[Interface markup and scripts]
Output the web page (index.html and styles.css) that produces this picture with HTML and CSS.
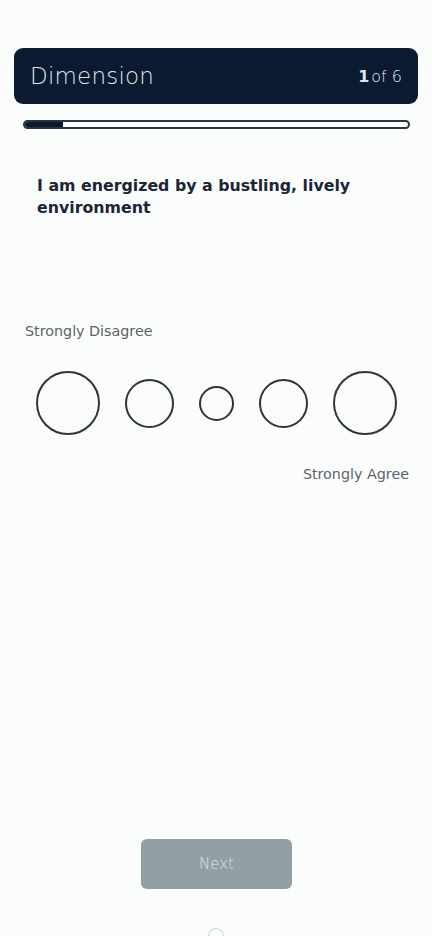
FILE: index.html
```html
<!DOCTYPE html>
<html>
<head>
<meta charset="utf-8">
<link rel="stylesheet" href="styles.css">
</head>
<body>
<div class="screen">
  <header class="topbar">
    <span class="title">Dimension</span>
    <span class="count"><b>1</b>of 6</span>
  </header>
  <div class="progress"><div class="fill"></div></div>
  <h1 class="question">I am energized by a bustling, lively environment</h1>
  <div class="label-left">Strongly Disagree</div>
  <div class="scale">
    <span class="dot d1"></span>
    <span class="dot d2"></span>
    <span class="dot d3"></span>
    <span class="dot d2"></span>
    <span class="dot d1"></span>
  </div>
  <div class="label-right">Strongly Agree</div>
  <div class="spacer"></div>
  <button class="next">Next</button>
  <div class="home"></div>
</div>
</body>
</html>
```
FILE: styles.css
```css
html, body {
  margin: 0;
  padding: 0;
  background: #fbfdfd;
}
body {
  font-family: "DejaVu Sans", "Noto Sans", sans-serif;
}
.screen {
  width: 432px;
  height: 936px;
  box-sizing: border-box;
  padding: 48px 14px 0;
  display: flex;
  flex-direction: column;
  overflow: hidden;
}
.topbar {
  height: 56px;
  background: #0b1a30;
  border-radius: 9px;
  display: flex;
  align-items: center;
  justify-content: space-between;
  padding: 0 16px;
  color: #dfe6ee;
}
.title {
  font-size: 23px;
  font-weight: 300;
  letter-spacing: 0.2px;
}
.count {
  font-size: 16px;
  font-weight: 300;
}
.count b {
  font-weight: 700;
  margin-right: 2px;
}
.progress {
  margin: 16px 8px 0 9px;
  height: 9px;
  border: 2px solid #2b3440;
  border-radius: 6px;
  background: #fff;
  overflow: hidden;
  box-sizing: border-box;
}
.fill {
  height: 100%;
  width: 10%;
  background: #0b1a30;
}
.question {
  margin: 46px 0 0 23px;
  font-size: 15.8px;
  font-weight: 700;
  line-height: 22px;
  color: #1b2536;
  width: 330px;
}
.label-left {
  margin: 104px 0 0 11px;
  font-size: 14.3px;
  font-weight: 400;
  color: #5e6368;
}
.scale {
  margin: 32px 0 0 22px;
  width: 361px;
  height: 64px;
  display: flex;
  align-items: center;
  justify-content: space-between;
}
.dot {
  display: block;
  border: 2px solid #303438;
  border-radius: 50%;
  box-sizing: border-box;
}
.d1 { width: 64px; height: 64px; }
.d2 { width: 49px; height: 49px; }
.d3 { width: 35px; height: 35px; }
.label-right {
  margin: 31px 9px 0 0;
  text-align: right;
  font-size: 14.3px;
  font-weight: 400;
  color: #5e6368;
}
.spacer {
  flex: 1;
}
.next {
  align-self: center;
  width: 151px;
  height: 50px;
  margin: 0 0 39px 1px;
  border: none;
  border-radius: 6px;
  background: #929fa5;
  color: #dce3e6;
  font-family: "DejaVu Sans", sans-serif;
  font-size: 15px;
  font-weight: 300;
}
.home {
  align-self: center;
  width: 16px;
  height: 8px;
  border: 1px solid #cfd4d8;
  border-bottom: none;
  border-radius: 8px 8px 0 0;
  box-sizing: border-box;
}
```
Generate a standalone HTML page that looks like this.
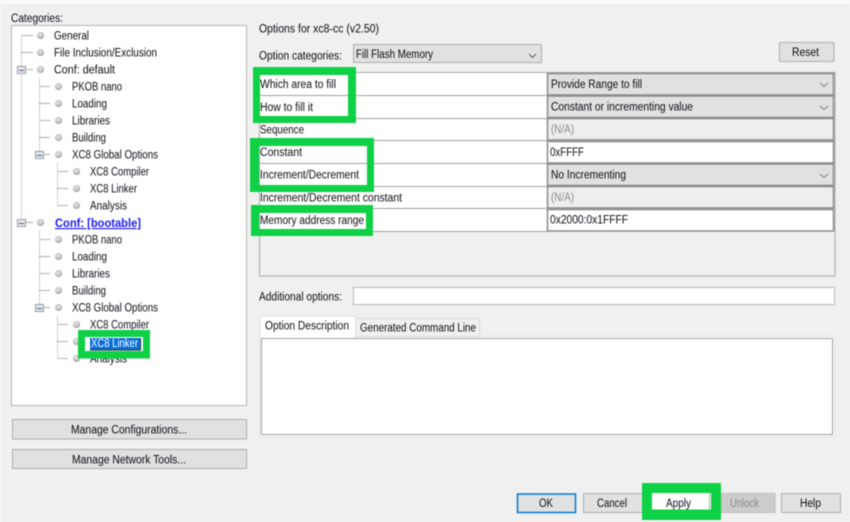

**Do this**
Pictures in the data above should not be copied; transcribe everything else exactly.

**Response to the task**
Output the web page (index.html and styles.css) that produces this picture with HTML and CSS.
FILE: index.html
```html
<!DOCTYPE html>
<html>
<head>
<meta charset="utf-8">
<link rel="stylesheet" href="styles.css">
</head>
<body>
<div class="screen">
  <header class="topbar">
    <span class="title">Dimension</span>
    <span class="count"><b>1</b>of 6</span>
  </header>
  <div class="progress"><div class="fill"></div></div>
  <h1 class="question">I am energized by a bustling, lively environment</h1>
  <div class="label-left">Strongly Disagree</div>
  <div class="scale">
    <span class="dot d1"></span>
    <span class="dot d2"></span>
    <span class="dot d3"></span>
    <span class="dot d2"></span>
    <span class="dot d1"></span>
  </div>
  <div class="label-right">Strongly Agree</div>
  <div class="spacer"></div>
  <button class="next">Next</button>
  <div class="home"></div>
</div>
</body>
</html>
```
FILE: styles.css
```css
html, body {
  margin: 0;
  padding: 0;
  background: #fbfdfd;
}
body {
  font-family: "DejaVu Sans", "Noto Sans", sans-serif;
}
.screen {
  width: 432px;
  height: 936px;
  box-sizing: border-box;
  padding: 48px 14px 0;
  display: flex;
  flex-direction: column;
  overflow: hidden;
}
.topbar {
  height: 56px;
  background: #0b1a30;
  border-radius: 9px;
  display: flex;
  align-items: center;
  justify-content: space-between;
  padding: 0 16px;
  color: #dfe6ee;
}
.title {
  font-size: 23px;
  font-weight: 300;
  letter-spacing: 0.2px;
}
.count {
  font-size: 16px;
  font-weight: 300;
}
.count b {
  font-weight: 700;
  margin-right: 2px;
}
.progress {
  margin: 16px 8px 0 9px;
  height: 9px;
  border: 2px solid #2b3440;
  border-radius: 6px;
  background: #fff;
  overflow: hidden;
  box-sizing: border-box;
}
.fill {
  height: 100%;
  width: 10%;
  background: #0b1a30;
}
.question {
  margin: 46px 0 0 23px;
  font-size: 15.8px;
  font-weight: 700;
  line-height: 22px;
  color: #1b2536;
  width: 330px;
}
.label-left {
  margin: 104px 0 0 11px;
  font-size: 14.3px;
  font-weight: 400;
  color: #5e6368;
}
.scale {
  margin: 32px 0 0 22px;
  width: 361px;
  height: 64px;
  display: flex;
  align-items: center;
  justify-content: space-between;
}
.dot {
  display: block;
  border: 2px solid #303438;
  border-radius: 50%;
  box-sizing: border-box;
}
.d1 { width: 64px; height: 64px; }
.d2 { width: 49px; height: 49px; }
.d3 { width: 35px; height: 35px; }
.label-right {
  margin: 31px 9px 0 0;
  text-align: right;
  font-size: 14.3px;
  font-weight: 400;
  color: #5e6368;
}
.spacer {
  flex: 1;
}
.next {
  align-self: center;
  width: 151px;
  height: 50px;
  margin: 0 0 39px 1px;
  border: none;
  border-radius: 6px;
  background: #929fa5;
  color: #dce3e6;
  font-family: "DejaVu Sans", sans-serif;
  font-size: 15px;
  font-weight: 300;
}
.home {
  align-self: center;
  width: 16px;
  height: 8px;
  border: 1px solid #cfd4d8;
  border-bottom: none;
  border-radius: 8px 8px 0 0;
  box-sizing: border-box;
}
```
Generate a standalone HTML page that looks like this.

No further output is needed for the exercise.